In warmer areas that don't have winter frosts, mango trees are a beautiful addition to a landscape. In addition to their beauty, they will generally produce a crop of fresh mangoes once a year. Proper care and feeding, especially when the tree is young, is critical to it becoming a well established fruit bearing tree. The trees are particularly sensitive during their first three years, but become more hardy over time.
Water your young trees two or three times for the first week. This will help with the root trauma of re-planting. Young mangy trees require between 9 and 12 liters of water per plant per day.
Water the young tree once or twice a week for several weeks after the first week of planting. As the roots grow, the tree will be able to absorb more water from the soil.
Fertilize the tree once new growth occurs. Once new growth occurs, fertilize monthly by scattering fertilizer under the tree and watering immediately. Use ammonium sulfate (21-0-0), 1/2 cup per month for the first year, one cup per month the second year, and two cups per month the third year. Mango trees require regular nitrogen fertilization to help with growth and flowering flushes.
Prune away any dead wood in the tree. This will help direct the tree's resources to new growth.
Protect your tree from frost. This is especially true in young trees. Build up a soil bank around the young tree's trunk in early December and leave it in place until early March. Drape a light weight blanket or other covering around a young tree if freezing weather is forecast.
Water the tree regularly as you would any mature fruit tree. Slow weekly soakings of the root area is often adequate. Mango trees require differing amounts of water depending on the local climate, soil and age of the tree. Younger mature trees, between three and six years old, need around 30 liters of water per day per tree. Six to ten year old trees may require around 90 liters per day per tree. Larger trees that are over twelve years old may require as much as 120 liters per day of water, especially during fruit development. If you life in a wet, humid climate, be careful not to water too much as it can negatively affect fruiting.
Remove weeds and grass from around the base of the tree. This will allow more water and nutrients to reach the roots of the tree.
Fertilize the tree. One or two cups of 21-0-0 fertilizer per inch of trunk diameter should be adequate. Split the annual fertilization into three monthly applications in the early spring.
Prune your mature tree to a rough open dish shape similar to a peach tree. If a tree grows to its natural shape, it may have a tendency to trap humidity, which can contribute to fungal disease, at the base. Pinching out the tip when the tree is about 4 feet tall will encourage more branching. As the branches grow outward, pinch the tip of the tree with every two or three feet of growth. Prune conservatively because heavy pruning may trigger faster tree growth at the expense of fruiting.
Common Disease Problems
Control anthracnose fungal infections with fungicide. Anthracnose attacks the entire tree and is particularly hard on flowers. Anthracnose on maturing fruit will cause black spots that sink down into the fruit and may possibly crack the fruit.

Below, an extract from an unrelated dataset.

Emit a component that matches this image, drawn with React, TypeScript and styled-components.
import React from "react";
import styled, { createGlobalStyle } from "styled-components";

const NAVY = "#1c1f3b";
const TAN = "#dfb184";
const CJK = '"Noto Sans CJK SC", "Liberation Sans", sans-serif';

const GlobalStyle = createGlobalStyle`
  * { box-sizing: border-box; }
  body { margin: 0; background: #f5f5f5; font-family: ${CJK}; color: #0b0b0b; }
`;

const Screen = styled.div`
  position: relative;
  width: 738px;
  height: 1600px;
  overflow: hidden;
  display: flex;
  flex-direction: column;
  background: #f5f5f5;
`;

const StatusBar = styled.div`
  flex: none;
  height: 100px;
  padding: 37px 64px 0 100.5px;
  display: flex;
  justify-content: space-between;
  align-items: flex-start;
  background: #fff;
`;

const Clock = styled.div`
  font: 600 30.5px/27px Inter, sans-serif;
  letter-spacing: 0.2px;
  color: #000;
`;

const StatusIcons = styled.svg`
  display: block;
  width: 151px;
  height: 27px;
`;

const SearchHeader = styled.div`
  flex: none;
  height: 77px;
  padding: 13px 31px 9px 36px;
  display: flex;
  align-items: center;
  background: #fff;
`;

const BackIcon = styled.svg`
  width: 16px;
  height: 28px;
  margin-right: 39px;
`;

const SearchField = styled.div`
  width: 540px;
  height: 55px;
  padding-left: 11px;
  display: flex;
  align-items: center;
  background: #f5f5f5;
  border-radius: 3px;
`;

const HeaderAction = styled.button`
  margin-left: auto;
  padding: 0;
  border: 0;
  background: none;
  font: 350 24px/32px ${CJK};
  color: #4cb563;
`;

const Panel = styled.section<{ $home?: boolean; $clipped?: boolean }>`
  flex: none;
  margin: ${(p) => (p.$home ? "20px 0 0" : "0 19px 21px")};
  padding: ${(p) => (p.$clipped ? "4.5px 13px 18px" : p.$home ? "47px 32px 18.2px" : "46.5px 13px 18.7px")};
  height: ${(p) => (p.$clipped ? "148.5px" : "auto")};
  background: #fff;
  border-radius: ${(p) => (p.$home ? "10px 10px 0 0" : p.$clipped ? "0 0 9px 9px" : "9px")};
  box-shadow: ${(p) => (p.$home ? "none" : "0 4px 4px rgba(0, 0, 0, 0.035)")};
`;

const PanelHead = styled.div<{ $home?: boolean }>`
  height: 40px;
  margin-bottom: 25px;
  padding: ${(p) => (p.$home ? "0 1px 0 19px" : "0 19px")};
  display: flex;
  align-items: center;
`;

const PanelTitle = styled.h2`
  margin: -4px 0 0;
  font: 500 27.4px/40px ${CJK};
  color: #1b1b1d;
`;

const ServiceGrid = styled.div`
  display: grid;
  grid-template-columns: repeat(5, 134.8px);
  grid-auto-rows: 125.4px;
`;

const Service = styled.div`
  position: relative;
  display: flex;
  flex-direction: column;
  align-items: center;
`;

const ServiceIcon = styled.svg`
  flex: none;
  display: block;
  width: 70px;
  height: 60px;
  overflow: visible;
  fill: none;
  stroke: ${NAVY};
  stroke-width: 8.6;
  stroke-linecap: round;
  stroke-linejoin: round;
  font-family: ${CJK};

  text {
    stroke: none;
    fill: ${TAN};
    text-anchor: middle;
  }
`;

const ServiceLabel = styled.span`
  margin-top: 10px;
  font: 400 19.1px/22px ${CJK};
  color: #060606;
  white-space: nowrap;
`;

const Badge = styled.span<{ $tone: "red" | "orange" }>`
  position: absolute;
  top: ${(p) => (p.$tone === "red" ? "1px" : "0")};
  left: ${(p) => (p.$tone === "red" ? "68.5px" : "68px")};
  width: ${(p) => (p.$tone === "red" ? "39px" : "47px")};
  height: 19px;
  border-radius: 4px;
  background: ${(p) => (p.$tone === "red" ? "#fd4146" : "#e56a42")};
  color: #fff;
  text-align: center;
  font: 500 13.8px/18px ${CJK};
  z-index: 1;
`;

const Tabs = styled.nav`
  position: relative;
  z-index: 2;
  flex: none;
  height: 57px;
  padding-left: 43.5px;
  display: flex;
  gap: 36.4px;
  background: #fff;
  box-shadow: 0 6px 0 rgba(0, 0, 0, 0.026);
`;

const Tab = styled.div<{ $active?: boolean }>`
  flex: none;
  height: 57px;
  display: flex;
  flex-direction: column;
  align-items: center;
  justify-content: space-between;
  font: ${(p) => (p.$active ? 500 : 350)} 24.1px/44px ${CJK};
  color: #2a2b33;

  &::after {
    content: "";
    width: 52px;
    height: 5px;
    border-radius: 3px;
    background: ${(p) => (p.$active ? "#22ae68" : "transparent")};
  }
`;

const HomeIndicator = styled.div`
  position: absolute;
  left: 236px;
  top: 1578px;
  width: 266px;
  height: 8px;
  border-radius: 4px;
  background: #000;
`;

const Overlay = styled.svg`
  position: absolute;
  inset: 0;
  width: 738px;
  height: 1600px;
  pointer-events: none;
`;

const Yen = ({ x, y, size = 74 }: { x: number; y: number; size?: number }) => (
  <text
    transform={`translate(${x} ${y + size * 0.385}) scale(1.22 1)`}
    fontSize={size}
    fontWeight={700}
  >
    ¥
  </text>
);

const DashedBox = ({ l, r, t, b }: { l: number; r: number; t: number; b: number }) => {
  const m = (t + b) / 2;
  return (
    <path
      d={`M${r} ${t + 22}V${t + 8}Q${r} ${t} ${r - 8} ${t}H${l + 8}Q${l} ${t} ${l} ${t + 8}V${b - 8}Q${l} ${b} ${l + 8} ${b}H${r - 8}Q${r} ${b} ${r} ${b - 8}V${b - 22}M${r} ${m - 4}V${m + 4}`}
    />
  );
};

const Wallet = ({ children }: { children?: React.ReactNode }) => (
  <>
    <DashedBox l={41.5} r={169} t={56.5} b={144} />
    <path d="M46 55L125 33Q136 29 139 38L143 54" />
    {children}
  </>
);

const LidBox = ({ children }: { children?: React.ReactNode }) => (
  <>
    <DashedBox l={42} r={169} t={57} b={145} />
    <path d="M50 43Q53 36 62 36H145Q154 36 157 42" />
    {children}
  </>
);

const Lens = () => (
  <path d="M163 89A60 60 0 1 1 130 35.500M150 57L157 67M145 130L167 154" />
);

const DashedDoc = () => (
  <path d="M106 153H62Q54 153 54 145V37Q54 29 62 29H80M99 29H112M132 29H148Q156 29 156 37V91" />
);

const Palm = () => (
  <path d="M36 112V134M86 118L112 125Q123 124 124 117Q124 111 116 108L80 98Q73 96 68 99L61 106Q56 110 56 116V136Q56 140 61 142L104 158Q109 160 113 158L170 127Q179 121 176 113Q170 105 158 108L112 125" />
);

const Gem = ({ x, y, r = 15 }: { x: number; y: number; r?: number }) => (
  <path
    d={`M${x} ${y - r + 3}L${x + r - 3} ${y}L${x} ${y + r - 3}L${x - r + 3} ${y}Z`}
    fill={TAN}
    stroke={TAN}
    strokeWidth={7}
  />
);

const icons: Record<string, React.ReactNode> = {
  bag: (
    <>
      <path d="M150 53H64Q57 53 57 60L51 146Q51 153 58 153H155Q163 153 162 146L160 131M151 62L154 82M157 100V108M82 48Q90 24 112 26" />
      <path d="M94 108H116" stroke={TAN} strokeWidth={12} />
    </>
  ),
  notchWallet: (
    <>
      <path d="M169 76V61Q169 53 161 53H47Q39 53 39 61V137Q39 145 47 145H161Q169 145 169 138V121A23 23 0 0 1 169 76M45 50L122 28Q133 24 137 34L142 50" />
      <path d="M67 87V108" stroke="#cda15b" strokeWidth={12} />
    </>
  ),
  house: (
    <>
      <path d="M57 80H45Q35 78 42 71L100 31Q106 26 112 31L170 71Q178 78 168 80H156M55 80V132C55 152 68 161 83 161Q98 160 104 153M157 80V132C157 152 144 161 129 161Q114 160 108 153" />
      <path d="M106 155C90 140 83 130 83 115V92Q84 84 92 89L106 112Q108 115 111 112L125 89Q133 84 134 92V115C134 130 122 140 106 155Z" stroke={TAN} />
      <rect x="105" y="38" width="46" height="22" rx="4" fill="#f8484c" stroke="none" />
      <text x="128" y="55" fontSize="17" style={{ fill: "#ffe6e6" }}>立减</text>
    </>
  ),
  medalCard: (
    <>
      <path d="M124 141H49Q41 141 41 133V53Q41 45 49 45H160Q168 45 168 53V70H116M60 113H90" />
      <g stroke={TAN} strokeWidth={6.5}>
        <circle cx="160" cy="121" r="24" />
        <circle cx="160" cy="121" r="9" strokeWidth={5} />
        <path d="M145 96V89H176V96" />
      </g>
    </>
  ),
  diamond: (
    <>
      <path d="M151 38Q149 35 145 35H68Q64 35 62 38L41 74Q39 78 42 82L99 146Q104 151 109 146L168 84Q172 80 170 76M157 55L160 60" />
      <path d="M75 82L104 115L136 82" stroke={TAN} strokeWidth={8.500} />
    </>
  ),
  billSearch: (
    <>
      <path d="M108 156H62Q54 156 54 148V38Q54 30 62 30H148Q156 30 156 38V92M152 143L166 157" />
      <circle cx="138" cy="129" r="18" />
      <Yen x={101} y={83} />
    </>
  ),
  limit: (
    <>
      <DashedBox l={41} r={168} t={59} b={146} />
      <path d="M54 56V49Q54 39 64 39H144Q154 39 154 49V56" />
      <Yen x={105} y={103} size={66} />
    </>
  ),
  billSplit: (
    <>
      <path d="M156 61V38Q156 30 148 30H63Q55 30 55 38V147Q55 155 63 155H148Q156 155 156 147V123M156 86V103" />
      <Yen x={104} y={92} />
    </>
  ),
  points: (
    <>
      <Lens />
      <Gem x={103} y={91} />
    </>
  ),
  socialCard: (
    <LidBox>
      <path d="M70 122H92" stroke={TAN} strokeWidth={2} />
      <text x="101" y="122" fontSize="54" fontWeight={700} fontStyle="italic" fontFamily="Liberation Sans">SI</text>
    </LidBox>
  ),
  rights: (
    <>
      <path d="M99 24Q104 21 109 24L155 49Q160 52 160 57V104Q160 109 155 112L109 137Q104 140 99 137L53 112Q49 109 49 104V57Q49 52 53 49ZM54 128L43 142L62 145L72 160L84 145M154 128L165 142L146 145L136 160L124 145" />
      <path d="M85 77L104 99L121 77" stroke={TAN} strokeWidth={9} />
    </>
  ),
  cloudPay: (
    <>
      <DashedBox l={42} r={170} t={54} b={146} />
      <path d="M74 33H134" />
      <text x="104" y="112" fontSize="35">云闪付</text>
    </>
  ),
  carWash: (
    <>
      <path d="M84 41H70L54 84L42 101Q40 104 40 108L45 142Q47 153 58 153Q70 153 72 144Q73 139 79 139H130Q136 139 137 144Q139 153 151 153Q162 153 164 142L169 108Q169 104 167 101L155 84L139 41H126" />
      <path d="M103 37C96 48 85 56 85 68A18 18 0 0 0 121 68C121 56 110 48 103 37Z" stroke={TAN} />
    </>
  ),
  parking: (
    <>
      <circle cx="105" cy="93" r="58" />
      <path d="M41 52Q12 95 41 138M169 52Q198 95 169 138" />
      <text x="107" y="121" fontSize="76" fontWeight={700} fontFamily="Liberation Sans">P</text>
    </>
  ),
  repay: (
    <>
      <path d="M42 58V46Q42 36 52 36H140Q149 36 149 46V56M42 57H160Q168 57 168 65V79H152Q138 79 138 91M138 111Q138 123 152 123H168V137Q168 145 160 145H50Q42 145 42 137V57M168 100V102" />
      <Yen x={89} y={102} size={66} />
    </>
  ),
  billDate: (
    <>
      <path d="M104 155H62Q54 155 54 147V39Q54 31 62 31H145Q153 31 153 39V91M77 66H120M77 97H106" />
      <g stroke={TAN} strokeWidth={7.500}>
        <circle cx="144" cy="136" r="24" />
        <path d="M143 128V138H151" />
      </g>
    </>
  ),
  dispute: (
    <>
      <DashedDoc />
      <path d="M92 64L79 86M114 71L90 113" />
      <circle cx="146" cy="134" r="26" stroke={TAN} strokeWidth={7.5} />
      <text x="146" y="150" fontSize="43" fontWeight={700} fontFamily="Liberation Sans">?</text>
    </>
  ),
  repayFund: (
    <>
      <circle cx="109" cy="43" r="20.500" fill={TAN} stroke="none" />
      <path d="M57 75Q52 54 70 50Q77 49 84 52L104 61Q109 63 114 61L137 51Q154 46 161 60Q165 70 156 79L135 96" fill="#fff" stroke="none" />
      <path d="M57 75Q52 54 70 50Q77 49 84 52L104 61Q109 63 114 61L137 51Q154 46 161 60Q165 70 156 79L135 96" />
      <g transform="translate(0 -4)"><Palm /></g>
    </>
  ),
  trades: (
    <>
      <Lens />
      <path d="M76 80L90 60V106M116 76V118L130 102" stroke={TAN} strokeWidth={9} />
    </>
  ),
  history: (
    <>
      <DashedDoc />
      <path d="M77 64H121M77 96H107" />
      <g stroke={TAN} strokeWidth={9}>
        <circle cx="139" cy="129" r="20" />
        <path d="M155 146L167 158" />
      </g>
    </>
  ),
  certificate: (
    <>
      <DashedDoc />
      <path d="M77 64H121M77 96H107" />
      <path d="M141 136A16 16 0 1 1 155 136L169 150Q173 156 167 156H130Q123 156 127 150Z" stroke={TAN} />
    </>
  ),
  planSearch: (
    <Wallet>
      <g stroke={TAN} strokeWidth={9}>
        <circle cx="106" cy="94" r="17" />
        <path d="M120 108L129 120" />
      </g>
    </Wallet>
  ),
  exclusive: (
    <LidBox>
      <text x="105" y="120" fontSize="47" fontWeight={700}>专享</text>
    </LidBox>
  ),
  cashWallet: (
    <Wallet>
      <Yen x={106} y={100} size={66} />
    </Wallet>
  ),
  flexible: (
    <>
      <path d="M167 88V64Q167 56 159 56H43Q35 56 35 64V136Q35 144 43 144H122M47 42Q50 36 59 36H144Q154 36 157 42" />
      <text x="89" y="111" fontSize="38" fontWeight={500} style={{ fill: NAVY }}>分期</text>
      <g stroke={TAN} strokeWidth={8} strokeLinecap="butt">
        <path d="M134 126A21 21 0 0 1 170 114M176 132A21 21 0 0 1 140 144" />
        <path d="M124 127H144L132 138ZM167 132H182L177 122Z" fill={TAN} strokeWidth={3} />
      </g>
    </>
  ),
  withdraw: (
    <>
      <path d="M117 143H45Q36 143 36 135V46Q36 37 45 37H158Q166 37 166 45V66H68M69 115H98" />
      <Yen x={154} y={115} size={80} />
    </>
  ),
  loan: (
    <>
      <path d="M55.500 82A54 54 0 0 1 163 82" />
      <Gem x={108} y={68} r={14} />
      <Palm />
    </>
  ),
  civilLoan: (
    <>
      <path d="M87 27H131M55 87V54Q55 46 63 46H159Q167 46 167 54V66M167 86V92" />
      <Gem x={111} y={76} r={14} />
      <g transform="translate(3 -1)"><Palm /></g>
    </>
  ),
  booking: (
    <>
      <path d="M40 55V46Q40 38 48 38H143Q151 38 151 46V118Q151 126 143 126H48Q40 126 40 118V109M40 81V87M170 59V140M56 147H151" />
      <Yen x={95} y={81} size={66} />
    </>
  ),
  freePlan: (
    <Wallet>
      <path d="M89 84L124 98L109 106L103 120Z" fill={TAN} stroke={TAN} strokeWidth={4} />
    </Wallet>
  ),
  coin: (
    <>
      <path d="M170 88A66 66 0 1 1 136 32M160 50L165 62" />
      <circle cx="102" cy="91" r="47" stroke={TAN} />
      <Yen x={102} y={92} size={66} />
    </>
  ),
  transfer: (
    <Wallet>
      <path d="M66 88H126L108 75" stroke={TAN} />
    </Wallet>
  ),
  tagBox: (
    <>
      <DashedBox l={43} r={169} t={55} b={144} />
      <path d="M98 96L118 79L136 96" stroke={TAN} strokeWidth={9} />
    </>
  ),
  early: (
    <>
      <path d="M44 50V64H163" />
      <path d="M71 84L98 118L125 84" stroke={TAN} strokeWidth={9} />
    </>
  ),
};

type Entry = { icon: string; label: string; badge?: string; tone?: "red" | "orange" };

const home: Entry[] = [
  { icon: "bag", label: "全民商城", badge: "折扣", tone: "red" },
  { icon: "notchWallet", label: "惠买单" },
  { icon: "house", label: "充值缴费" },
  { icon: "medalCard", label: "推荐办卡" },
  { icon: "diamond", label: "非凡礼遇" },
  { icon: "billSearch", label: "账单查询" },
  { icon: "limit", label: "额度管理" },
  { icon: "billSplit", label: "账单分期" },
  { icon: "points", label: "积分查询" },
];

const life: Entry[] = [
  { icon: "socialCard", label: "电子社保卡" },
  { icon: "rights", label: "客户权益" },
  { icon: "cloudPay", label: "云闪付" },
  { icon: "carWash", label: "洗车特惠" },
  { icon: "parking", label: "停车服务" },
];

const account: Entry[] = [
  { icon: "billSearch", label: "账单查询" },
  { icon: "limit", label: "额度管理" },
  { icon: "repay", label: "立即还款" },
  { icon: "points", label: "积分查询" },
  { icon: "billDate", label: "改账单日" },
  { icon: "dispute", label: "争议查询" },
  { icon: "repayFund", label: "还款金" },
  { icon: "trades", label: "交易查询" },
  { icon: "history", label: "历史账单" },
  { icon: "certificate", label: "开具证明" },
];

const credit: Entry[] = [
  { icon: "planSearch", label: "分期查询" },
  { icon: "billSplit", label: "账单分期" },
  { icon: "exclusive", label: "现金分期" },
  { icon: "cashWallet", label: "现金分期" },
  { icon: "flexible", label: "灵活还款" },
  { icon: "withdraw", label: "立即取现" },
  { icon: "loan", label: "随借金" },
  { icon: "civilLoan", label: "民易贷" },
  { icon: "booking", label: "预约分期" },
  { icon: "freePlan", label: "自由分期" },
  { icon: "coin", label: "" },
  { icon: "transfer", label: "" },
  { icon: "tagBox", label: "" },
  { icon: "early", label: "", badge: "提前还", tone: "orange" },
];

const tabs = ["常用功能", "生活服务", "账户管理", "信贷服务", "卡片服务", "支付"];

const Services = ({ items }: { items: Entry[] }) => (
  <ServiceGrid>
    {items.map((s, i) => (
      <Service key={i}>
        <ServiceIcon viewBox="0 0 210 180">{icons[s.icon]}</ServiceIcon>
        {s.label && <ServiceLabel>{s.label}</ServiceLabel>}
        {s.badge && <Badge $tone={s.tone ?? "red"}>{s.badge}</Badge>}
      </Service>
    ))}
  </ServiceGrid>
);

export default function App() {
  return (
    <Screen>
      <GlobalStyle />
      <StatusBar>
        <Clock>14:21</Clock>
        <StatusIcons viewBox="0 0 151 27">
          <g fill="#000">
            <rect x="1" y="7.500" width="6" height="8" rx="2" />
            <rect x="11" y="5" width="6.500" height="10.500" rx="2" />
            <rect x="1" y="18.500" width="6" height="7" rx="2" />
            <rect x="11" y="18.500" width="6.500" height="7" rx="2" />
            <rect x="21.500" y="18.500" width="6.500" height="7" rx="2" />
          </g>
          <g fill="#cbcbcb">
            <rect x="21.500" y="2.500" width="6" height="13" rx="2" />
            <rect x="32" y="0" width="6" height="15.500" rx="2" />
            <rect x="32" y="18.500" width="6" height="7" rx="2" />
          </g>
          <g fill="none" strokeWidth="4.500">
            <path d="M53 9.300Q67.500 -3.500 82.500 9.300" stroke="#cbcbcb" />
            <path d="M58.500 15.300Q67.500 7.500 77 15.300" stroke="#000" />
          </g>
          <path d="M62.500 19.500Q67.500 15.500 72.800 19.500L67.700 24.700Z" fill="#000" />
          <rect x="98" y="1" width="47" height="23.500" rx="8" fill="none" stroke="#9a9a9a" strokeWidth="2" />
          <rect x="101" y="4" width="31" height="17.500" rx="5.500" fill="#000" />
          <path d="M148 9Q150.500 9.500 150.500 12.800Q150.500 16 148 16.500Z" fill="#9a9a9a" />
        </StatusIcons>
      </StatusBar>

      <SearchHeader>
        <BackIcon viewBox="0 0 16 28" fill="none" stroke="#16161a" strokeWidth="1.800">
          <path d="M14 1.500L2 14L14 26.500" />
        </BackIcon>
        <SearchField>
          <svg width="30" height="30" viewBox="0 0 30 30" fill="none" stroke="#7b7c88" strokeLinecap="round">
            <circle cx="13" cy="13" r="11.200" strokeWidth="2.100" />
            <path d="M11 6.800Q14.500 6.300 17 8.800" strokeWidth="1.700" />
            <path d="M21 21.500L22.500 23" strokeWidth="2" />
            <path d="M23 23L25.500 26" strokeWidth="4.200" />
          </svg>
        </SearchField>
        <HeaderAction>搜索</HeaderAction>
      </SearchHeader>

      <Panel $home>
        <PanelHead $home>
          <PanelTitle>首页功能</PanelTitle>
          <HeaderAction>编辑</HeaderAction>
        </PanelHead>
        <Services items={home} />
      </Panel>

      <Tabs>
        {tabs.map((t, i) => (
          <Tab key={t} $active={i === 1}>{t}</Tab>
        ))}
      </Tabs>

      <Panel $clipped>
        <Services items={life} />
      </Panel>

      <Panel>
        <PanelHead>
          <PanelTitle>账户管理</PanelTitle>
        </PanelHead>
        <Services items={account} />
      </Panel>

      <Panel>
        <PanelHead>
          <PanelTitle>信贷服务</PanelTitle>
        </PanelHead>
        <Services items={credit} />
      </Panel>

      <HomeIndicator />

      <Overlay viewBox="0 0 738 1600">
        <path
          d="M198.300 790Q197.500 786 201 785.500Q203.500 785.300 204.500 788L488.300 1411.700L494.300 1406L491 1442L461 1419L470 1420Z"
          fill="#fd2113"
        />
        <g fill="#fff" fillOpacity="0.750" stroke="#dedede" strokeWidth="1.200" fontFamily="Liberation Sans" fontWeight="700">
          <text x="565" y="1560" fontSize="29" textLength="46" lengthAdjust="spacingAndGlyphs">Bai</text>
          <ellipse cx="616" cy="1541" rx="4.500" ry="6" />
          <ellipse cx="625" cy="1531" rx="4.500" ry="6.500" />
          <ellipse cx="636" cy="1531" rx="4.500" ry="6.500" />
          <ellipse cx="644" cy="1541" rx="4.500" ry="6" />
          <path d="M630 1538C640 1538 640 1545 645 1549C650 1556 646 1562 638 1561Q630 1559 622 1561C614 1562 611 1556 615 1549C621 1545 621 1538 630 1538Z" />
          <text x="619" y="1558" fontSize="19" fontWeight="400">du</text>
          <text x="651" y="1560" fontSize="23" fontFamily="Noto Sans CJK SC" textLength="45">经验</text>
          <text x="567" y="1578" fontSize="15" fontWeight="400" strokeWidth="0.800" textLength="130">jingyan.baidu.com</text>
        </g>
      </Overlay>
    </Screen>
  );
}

Control powdery mildew with fungicide. Powdery mildew is a problem generally found in high humidity areas and often damages blooms and the resulting fruiting of the tree.
Control mite and scale insects with the appropriate natural predator or insecticide. In most cases, minor mite and scale insect infestations won't affect growth or fruiting. Major infestations can have a negative impact both on growth and fruiting.